In MariaDB, the REGEXP_INSTR()
function returns the starting index of a substring that matches the regular expression pattern.
The index starts at 1
. If there’s no match, the result is 0
.
Syntax
The syntax goes like this:
REGEXP_INSTR(subject, pattern)
Where subject
is the input string and pattern
is the regular expression pattern for the substring.
Note that, at the time of writing, MariaDB’s version of REGEXP_INSTR()
accepts fewer arguments than MySQL’s REGEXP_INSTR()
. MySQL’s version allows you to provide arguments for the starting position of the search, which occurrence to search for, which type of position to return, as well as a way to refine the regular expression.
Example
Here’s a basic example:
SELECT REGEXP_INSTR('Cat', 'at');
Result:
+---------------------------+ | REGEXP_INSTR('Cat', 'at') | +---------------------------+ | 2 | +---------------------------+
In this case there’s a match, and the substring starts at position 2.
No Match
Here’s an example where there’s no match:
SELECT REGEXP_INSTR('Cat', '^at');
Result:
+----------------------------+ | REGEXP_INSTR('Cat', '^at') | +----------------------------+ | 0 | +----------------------------+
There’s no match, so the result is 0
. There’s no match because I specified that the string must start with the substring.
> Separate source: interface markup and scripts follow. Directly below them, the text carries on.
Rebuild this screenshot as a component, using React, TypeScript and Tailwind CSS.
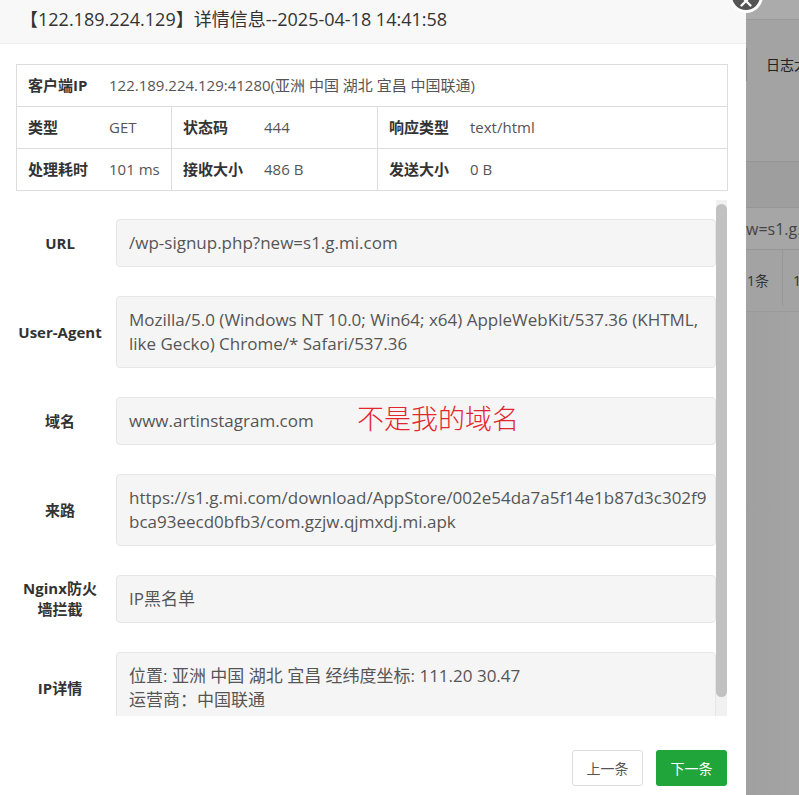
import { X } from 'lucide-react';

const font = { fontFamily: '"Open Sans", "Noto Sans CJK SC", sans-serif' };

const fields = [
    { label: 'URL', lines: ['/wp-signup.php?new=s1.g.mi.com'] },
    { label: 'User-Agent', lines: ['Mozilla/5.0 (Windows NT 10.0; Win64; x64) AppleWebKit/537.36 (KHTML,', 'like Gecko) Chrome/* Safari/537.36'], nowrap: true },
    { label: '域名', lines: ['www.artinstagram.com'], note: true },
    { label: '来路', lines: ['https://s1.g.mi.com/download/AppStore/002e54da7a5f14e1b87d3c302f9', 'bca93eecd0bfb3/com.gzjw.qjmxdj.mi.apk'] },
    { label: 'Nginx防火墙拦截', lines: ['IP黑名单'] },
    { label: 'IP详情', lines: ['位置: 亚洲 中国 湖北 宜昌 经纬度坐标: 111.20 30.47', '运营商：中国联通'] },
];

const Cell = ({ label, value, className = '' }: { label: string; value: string; className?: string }) => (
    <div className={`flex items-center h-full ${className}`}>
        <span className="w-[92px] pl-[11px] shrink-0 font-bold text-[#333] text-[15px]">{label}</span>
        <span className="text-[#555] text-[15px]">{value}</span>
    </div>
);

export default function App() {
    return (
        <div className="relative flex w-[799px] h-[795px] overflow-hidden" style={font}>
            {/* modal */}
            <div className="w-[746px] h-full bg-white flex flex-col shrink-0">
                <div className="h-[44px] bg-[#f8f8f8] border-b border-[#eee] flex items-center pl-[20px] pb-[5px] text-[18px] text-[#333]">
                    【122.189.224.129】详情信息--2025-04-18 14:41:58
                </div>

                {/* summary table */}
                <div className="mt-[20px] mx-[16px] w-[712px] border border-[#ddd]">
                    <div className="h-[42px] border-b border-[#ddd]">
                        <Cell label="客户端IP" value="122.189.224.129:41280(亚洲 中国 湖北 宜昌 中国联通)" />
                    </div>
                    <div className="h-[42px] border-b border-[#ddd] grid grid-cols-[155px_206px_1fr]">
                        <Cell label="类型" value="GET" className="border-r border-[#ddd]" />
                        <Cell label="状态码" value="444" className="border-r border-[#ddd]" />
                        <Cell label="响应类型" value="text/html" />
                    </div>
                    <div className="h-[41px] grid grid-cols-[155px_206px_1fr]">
                        <Cell label="处理耗时" value="101 ms" className="border-r border-[#ddd]" />
                        <Cell label="接收大小" value="486 B" className="border-r border-[#ddd]" />
                        <Cell label="发送大小" value="0 B" />
                    </div>
                </div>

                {/* scrolling form */}
                <div className="mt-[9px] ml-[16px] w-[711px] h-[516px] flex">
                    <div className="flex-1 min-w-0 overflow-hidden pt-[19px] flex flex-col gap-[29px]">
                        {fields.map((f) => (
                            <div key={f.label} className="flex items-center shrink-0">
                                <div
                                    className={`w-[88px] mr-[12px] shrink-0 text-center text-[15px] font-bold text-[#333] leading-[21px] ${f.nowrap ? 'whitespace-nowrap' : ''}`}
                                >
                                    {f.label}
                                </div>
                                <div className="relative flex-1 min-w-0 bg-[#f5f5f5] border border-[#e6e6e6] rounded-[4px] px-[12px] py-[11px] text-[17px] leading-[24px] text-[#555]">
                                    {f.lines.map((l) => (
                                        <div key={l} className="whitespace-nowrap">{l}</div>
                                    ))}
                                    {f.note && (
                                        <span
                                            className="absolute left-[240px] top-[2px] text-[27px] leading-[36px] text-[#e3262e] font-light"
                                            style={{ fontFamily: '"Noto Sans CJK SC", serif' }}
                                        >
                                            不是我的域名
                                        </span>
                                    )}
                                </div>
                            </div>
                        ))}
                    </div>
                    <div className="w-[11px] shrink-0 bg-[#f1f1f1] flex flex-col">
                        <div className="mt-[4px] h-[493px] bg-[#c1c1c1] rounded-full" />
                    </div>
                </div>

                {/* footer */}
                <div className="mt-[34px] mr-[19px] flex justify-end gap-[13px] text-[14px]">
                    <button className="w-[71px] h-[36px] border border-[#ddd] rounded-[3px] bg-white text-[#555]">上一条</button>
                    <button className="w-[71px] h-[36px] rounded-[3px] bg-[#20a53a] text-white">下一条</button>
                </div>
            </div>

            {/* dimmed page behind */}
            <div className="flex-1 bg-[#a3a3a3] flex flex-col text-[14px] text-[#222]">
                <div className="h-[20px] bg-[#ababab] border-b border-[#9a9a9a]" />
                <div className="h-[141px] flex">
                    <div className="w-px h-[33px] mt-[28px] bg-[#8a8a8a]" />
                    <span className="ml-[19px] mt-[34px] whitespace-nowrap">日志大小</span>
                </div>
                <div className="h-[46px] bg-[#9e9e9e] border-t border-[#969696]" />
                <div className="h-[43px] bg-[#a6a6a6] border-y border-[#979797] flex items-center text-[16px] text-[#444] whitespace-nowrap overflow-hidden">
                    w=s1.g.mi.com
                </div>
                <div className="h-[62px] flex items-start border-b border-[#9a9a9a]">
                    <span className="w-[37px] pl-[1px] h-[56px] pt-[20px] border-r border-[#979797] text-[#333]">1条</span>
                    <span className="pl-[10px] pt-[20px] text-[#333]">1</span>
                </div>
                <div className="flex-1 bg-gradient-to-r from-[#a0a0a0] to-[#a8a8a8]" />
            </div>

            {/* close button */}
            <div className="absolute left-[729px] top-[-21px] w-[34px] h-[34px] rounded-full bg-[#555] border-[3px] border-white flex items-center justify-center">
                <X className="w-[18px] h-[18px] text-white mt-[10px]" strokeWidth={3} />
            </div>
        </div>
    );
}
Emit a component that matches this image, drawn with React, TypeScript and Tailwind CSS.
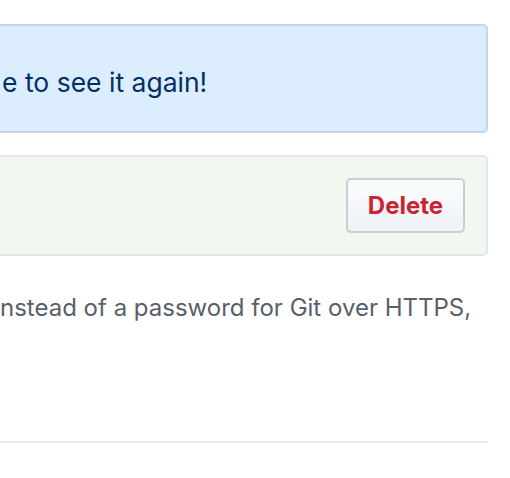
export default function App() {
  return (
    <div
      className="w-[510px] h-[478px] overflow-hidden bg-white"
      style={{ fontFamily: 'Inter, "Liberation Sans", sans-serif' }}
    >
      <div className="-ml-[6px] w-[494px] pt-[24px]">
        <div className="h-[109px] flex items-center rounded-[5px] border-2 border-[#c3d5ea] bg-[#dbedff] pl-[6px]">
          <p className="text-[26.5px] text-[#032f62] leading-none pt-[8px]">e to see it again!</p>
        </div>

        <div className="mt-[22px] h-[101px] flex items-center justify-end rounded-[5px] border-2 border-[#e3e6ea] bg-[#f0f8ef] pr-[21px]">
          <button className="h-[55px] w-[119px] rounded-[5px] border-2 border-[#cbced3] bg-gradient-to-b from-[#fafbfc] to-[#eff3f6] text-[24px] font-bold text-[#cb2431]">
            Delete
          </button>
        </div>

        <p className="mt-[36px] pl-[6px] text-[24px] leading-[31px] text-[#586069]">
          nstead of a password for Git over HTTPS,
        </p>

        <div className="mt-[118px] h-[2px] bg-[#e6e8ec]" />
      </div>
    </div>
  )
}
Let’s change it so that it does start with that substring:
SELECT REGEXP_INSTR('at', '^at');
Result:
+---------------------------+ | REGEXP_INSTR('at', '^at') | +---------------------------+ | 1 | +---------------------------+
Case Sensitivity
The REGEXP_INSTR()
function follows the case sensitivity rules of the effective collation. Matching is performed case insensitively for case insensitive collations, and case sensitively for case sensitive collations and for binary data.
Here’s an example:
SELECT
REGEXP_INSTR('Cat', 'c') AS "My Default",
REGEXP_INSTR(_latin7'Cat' COLLATE latin7_general_ci, 'c') AS "Case Insensitive",
REGEXP_INSTR(_latin7'Cat' COLLATE latin7_general_cs, 'c') AS "Case Sensitive";
Result:
+------------+------------------+----------------+ | My Default | Case Insensitive | Case Sensitive | +------------+------------------+----------------+ | 1 | 1 | 0 | +------------+------------------+----------------+
My default collation is case insensitive. The other two strings were forced to a case insensitive collation and case sensitive collation respectively.
Providing a BINARY
string is also case sensitive (see below).
Binary Strings
By default, the positions are measured in characters rather than bytes. However, you can cast a multi-byte character set to BINARY
to get offsets in bytes if you need to.
Example:
SELECT
REGEXP_INSTR('© Cat', 'C') AS "Character",
REGEXP_INSTR(BINARY '© Cat', 'C') AS "Binary";
Result:
+-----------+--------+ | Character | Binary | +-----------+--------+ | 3 | 4 | +-----------+--------+
The copyright symbol uses two bytes, and therefore in this example we get a result of 4
when casting it to BINARY
, compared to 3
that we get otherwise.
Although note that passing a BINARY
string also affects the case sensitivity. With BINARY
strings, an upper case character is different to its lower case counterpart:
SELECT
REGEXP_INSTR('© Cat', 'c') AS "Character",
REGEXP_INSTR(BINARY '© Cat', 'c') AS "Binary";
Result:
+-----------+--------+ | Character | Binary | +-----------+--------+ | 3 | 0 | +-----------+--------+
Here, I searched for a lower case c
instead of an uppercase, and the BINARY
string didn’t match.
Null Arguments
Passing null
as any argument results in null
:
SELECT
REGEXP_INSTR(null, 'c') AS "1",
REGEXP_INSTR('Cat', null) AS "2",
REGEXP_INSTR(null, null) AS "3";
Result:
+------+------+------+ | 1 | 2 | 3 | +------+------+------+ | NULL | NULL | NULL | +------+------+------+
Wrong Number of Arguments
Passing the wrong number of arguments or no arguments, results in an error:
SELECT REGEXP_INSTR('Cat');
Result:
ERROR 1582 (42000): Incorrect parameter count in the call to native function 'REGEXP_INSTR'